If you're still on the fence about adopting a dog, here are a few dog breeds that are most likely to suffer from separation anxiety.
However, keep in mind that any other dog breed can still suffer from this condition due to traumatic events.
According to Furbo's research, here are the top 10 dog breeds that are prone to separation anxiety.
- Labrador Retriever
- Border Collie
- Cavalier King Charles Spaniel
- Jack Russell Terrier
- German Shepherd
- Australian Shepherd
- Bichon Frise
- German Shorthaired Pointer
- Toy Poodle
Is it best to ignore a crying puppy?
On the first nights of having your new puppy, they might cry a lot. Ignoring them at night won't help them build confidence.
It can also make things worse. Puppies should be taught how to be independent slowly. It is never recommended to ignore new puppies crying at night since they may need to use the toilet.
How To Deal With Puppy Separation Anxiety Summary
When you finally bring your new puppy to its new home, it may take a while for them to settle in.

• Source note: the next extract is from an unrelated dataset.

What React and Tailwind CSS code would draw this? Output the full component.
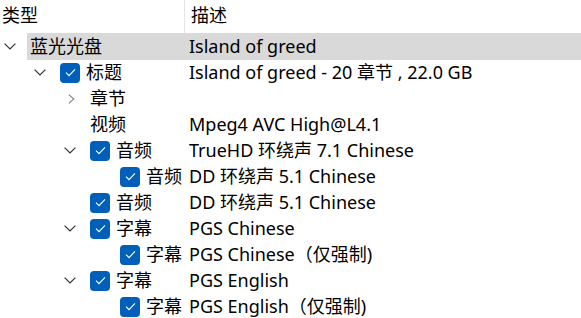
const ROWS = [
  { level: 0, expand: 'down', label: '蓝光光盘', desc: 'Island of greed', selected: true },
  { level: 1, expand: 'down', check: true, label: '标题', desc: 'Island of greed - 20 章节 , 22.0 GB' },
  { level: 2, expand: 'right', label: '章节', desc: '' },
  { level: 2, label: '视频', desc: 'Mpeg4 AVC High@L4.1' },
  { level: 2, expand: 'down', check: true, label: '音频', desc: 'TrueHD 环绕声 7.1 Chinese' },
  { level: 3, check: true, label: '音频', desc: 'DD 环绕声 5.1 Chinese' },
  { level: 2, check: true, label: '音频', desc: 'DD 环绕声 5.1 Chinese' },
  { level: 2, expand: 'down', check: true, label: '字幕', desc: 'PGS Chinese' },
  { level: 3, check: true, label: '字幕', desc: 'PGS Chinese（仅强制)' },
  { level: 2, expand: 'down', check: true, label: '字幕', desc: 'PGS English' },
  { level: 3, check: true, label: '字幕', desc: 'PGS English（仅强制)' },
]

const INDENT = ['pl-0', 'pl-[30px]', 'pl-[60px]', 'pl-[90px]']

function Down() {
  return (
    <svg width="12" height="7" viewBox="0 0 12 7" fill="none" className="ml-[4px]">
      <path d="M0.6 0.6 L6 6 L11.4 0.6" stroke="#333" strokeWidth="1.2" />
    </svg>
  )
}

function Right() {
  return (
    <svg width="7" height="10" viewBox="0 0 7 10" fill="none" className="ml-[8px]">
      <path d="M0.8 0.6 L5.8 5 L0.8 9.4" stroke="#8a8a8a" strokeWidth="1.2" />
    </svg>
  )
}

function Check() {
  return (
    <span className="mr-[6px] flex h-[20px] w-[20px] shrink-0 items-center justify-center rounded-[4px] bg-[#005fb8]">
      <svg width="11" height="9" viewBox="0 0 11 9" fill="none">
        <path d="M1 4.6 L4 7.6 L10 1.4" stroke="white" strokeWidth="1.1" />
      </svg>
    </span>
  )
}

function Row({ row }) {
  const bg = row.selected ? 'bg-[#d9d9d9]' : ''
  return (
    <div className="grid h-[26px] grid-cols-[188px_1fr]">
      <div className={`flex items-center ${INDENT[row.level]}`}>
        <span className="flex w-[27px] shrink-0 items-center">
          {row.expand === 'down' && <Down />}
          {row.expand === 'right' && <Right />}
        </span>
        <div className={`flex h-full flex-1 items-center whitespace-nowrap pl-[3px] ${bg}`}>
          {row.check && <Check />}
          <span>{row.label}</span>
        </div>
      </div>
      <div className={`flex items-center whitespace-nowrap pl-px ${bg}`}>{row.desc}</div>
    </div>
  )
}

export default function App() {
  return (
    <div
      className="h-[318px] w-[581px] overflow-hidden bg-white text-[18px] text-black"
      style={{ fontFamily: '"Noto Sans", "Noto Sans CJK SC", sans-serif' }}
    >
      <div className="grid h-[33px] grid-cols-[185px_1fr]">
        <div className="flex items-center border-r border-[#e5e5e5] pb-[2px] pl-[2px]">类型</div>
        <div className="flex items-center pb-[2px] pl-[6px]">描述</div>
      </div>
      {ROWS.map((r, i) => (
        <Row key={i} row={r} />
      ))}
    </div>
  )
}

It can also develop puppy anxiety.
Separation anxiety in dogs is not a malicious or harmful condition. It is simply a coping behavior in dogs caused by a separation trauma.
Separation anxiety is a stress response that happens when they are separated from their close family member even for a short period.
So if you've just adopted a puppy, your puppy is now searching for their mother and siblings. Your home is now an unfamiliar territory for them. This can cause stress and discomfort for puppies.
Fortunately, there are plenty of ways how to deal with puppy separation anxiety. These tips can go from remaining calm to teaching your pup how to be alone.